## OBJECTIVE
Report the count of lines that carry the string "this", and add nothing.

(Items from a data source)

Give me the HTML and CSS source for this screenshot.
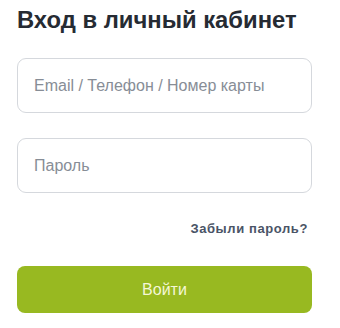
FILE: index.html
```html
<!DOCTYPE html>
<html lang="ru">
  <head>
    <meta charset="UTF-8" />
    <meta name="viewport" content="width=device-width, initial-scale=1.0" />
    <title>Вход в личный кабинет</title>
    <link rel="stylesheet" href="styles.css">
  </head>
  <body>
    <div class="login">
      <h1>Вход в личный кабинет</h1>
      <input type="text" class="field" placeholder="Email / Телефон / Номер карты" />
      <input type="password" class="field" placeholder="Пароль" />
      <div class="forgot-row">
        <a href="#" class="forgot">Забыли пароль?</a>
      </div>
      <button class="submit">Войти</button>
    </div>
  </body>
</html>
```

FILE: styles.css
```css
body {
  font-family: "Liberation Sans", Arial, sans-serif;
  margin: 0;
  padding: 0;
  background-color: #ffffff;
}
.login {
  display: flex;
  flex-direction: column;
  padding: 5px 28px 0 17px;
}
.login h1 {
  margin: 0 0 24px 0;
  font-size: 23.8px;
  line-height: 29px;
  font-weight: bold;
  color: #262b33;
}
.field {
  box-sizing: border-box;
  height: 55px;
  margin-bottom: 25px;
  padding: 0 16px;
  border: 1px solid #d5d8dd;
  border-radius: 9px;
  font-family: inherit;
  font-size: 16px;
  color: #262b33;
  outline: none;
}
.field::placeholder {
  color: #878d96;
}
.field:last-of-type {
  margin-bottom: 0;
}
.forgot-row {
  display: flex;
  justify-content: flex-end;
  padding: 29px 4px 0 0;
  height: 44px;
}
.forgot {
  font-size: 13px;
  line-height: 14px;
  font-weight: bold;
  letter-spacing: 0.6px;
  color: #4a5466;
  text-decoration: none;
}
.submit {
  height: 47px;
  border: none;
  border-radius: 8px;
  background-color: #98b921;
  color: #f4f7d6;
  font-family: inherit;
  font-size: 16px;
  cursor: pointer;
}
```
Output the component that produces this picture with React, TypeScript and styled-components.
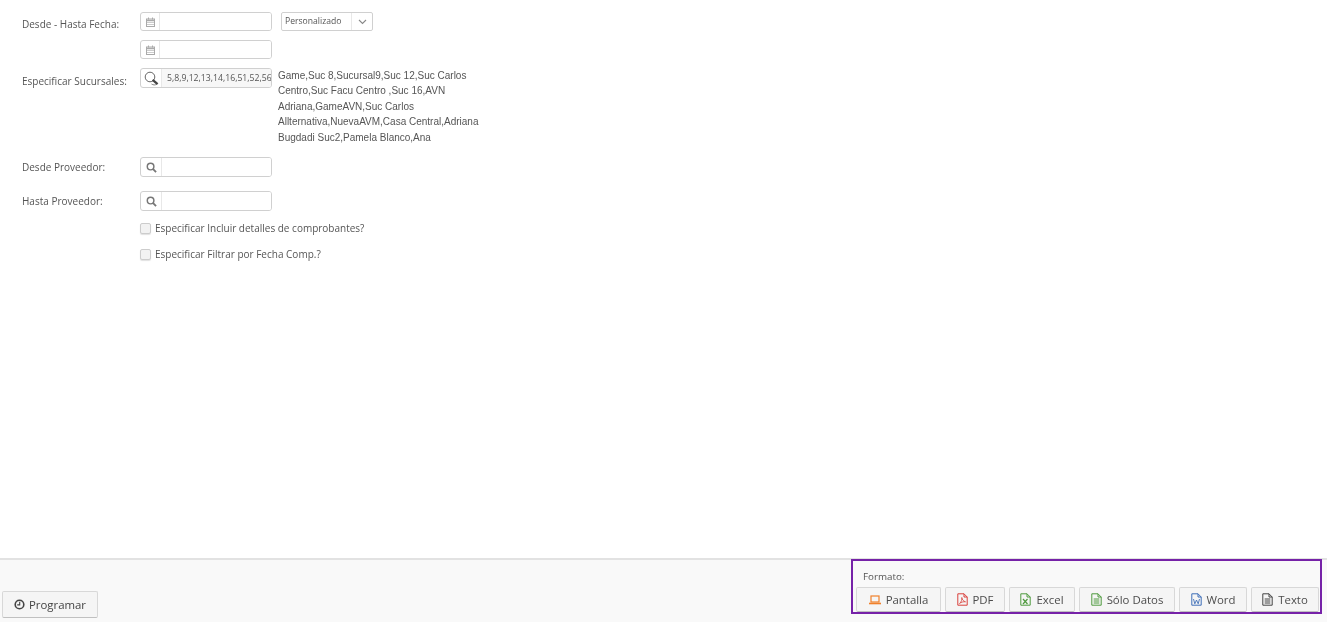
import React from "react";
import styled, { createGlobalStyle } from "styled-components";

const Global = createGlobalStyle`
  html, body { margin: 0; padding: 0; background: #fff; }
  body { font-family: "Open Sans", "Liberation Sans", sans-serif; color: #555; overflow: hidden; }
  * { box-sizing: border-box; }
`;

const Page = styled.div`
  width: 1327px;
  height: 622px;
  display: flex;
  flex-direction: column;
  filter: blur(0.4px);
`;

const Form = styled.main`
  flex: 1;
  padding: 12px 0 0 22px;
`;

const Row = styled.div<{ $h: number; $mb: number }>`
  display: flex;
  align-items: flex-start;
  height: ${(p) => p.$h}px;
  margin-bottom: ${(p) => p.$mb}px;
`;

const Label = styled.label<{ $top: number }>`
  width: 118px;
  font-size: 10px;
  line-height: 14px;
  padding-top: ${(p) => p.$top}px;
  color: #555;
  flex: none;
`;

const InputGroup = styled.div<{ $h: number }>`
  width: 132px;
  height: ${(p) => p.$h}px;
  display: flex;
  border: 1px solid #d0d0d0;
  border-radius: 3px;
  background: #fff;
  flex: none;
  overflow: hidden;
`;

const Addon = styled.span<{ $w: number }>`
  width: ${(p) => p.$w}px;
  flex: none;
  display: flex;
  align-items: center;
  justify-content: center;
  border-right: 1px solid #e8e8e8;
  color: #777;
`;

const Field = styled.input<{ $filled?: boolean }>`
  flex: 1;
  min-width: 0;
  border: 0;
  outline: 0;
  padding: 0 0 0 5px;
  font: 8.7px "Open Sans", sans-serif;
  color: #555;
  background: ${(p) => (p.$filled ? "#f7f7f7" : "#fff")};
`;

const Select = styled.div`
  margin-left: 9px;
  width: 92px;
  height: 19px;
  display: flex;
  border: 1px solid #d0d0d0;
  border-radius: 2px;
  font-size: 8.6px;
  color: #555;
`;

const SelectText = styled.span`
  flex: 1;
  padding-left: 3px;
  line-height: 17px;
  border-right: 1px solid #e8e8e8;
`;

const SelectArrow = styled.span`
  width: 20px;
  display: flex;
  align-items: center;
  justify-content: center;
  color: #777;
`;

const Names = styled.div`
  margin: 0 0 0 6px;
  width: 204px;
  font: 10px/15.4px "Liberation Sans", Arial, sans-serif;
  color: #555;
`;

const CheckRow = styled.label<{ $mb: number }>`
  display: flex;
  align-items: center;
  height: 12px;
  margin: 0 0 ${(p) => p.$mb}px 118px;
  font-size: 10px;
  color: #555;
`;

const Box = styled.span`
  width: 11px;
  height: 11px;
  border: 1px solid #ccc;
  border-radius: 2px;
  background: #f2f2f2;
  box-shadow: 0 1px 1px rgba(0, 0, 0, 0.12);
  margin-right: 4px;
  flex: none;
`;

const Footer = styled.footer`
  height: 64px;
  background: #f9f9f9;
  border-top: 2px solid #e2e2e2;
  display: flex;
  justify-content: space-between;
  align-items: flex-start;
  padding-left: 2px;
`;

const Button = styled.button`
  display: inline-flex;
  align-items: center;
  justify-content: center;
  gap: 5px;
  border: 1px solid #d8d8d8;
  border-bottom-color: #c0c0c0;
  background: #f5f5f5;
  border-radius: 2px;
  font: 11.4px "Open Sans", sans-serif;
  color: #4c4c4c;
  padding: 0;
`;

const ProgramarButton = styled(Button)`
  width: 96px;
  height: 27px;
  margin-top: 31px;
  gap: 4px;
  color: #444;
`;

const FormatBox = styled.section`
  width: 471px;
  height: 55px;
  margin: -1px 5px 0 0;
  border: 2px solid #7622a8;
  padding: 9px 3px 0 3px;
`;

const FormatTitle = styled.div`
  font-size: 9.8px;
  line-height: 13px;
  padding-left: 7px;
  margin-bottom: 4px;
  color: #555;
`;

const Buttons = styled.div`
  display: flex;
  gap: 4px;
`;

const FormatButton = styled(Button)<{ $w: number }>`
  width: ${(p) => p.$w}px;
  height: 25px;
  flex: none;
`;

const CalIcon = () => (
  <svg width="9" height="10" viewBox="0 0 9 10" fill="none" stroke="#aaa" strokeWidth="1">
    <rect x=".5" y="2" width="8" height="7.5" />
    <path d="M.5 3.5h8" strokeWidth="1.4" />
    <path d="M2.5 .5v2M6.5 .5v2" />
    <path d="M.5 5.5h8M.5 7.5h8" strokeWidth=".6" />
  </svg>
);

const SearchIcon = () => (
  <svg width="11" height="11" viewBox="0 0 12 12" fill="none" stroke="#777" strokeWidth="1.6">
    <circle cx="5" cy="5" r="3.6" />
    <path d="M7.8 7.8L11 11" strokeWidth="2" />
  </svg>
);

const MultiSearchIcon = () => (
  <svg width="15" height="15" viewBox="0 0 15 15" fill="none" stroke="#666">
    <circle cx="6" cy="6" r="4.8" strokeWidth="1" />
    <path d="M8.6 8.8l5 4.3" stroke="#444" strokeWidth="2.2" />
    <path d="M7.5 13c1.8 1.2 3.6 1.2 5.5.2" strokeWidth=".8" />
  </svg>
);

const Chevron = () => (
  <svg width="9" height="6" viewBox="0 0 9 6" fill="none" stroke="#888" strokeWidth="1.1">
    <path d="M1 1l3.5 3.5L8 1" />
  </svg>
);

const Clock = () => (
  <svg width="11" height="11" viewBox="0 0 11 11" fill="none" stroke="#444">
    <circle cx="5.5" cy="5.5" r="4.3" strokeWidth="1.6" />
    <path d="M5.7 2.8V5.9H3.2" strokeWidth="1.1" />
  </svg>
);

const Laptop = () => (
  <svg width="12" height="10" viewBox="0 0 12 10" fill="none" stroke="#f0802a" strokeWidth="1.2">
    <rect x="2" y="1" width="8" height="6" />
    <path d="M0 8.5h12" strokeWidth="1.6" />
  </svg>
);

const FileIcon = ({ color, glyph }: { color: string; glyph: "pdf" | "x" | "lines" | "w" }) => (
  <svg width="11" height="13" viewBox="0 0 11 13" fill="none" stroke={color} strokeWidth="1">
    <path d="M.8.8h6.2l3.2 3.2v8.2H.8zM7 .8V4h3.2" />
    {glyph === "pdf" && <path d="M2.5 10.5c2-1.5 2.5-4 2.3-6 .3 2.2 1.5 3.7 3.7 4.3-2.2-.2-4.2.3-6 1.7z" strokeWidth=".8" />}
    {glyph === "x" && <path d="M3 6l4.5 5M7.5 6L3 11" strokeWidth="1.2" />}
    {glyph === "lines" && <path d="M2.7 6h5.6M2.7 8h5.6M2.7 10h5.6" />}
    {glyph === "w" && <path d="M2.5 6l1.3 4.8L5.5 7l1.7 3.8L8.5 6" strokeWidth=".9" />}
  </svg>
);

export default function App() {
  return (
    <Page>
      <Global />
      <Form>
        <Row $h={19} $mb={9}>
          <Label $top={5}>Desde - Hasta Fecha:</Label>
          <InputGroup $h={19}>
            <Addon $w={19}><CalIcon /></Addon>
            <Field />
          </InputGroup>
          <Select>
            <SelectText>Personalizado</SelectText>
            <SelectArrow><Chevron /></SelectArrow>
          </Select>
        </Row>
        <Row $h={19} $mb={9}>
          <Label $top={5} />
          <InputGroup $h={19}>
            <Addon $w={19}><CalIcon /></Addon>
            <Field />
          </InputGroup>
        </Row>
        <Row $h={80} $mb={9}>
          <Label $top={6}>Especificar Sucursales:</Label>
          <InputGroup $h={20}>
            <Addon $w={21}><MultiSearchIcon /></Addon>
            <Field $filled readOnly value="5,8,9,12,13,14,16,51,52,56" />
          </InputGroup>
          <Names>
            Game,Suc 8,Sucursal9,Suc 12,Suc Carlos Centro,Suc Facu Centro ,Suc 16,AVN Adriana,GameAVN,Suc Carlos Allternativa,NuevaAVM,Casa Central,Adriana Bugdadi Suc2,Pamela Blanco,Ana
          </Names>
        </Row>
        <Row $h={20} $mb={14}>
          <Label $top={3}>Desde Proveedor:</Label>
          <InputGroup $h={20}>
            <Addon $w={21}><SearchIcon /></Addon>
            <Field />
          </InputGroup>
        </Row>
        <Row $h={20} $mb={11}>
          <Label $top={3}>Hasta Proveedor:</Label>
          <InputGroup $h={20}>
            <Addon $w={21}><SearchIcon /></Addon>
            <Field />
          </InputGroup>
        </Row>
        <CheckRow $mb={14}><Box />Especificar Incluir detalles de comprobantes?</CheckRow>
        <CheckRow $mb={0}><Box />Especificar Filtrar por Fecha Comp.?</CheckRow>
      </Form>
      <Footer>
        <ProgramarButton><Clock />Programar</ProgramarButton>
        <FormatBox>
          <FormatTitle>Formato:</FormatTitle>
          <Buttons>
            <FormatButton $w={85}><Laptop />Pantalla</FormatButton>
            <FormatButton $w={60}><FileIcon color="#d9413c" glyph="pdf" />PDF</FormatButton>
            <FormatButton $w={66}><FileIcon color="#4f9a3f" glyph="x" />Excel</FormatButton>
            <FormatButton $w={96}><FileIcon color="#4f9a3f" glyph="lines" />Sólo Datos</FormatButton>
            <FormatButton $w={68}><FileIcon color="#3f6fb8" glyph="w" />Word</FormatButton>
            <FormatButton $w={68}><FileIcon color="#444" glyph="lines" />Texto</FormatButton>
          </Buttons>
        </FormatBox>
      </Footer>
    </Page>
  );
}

## EXPECTED OUTPUT
2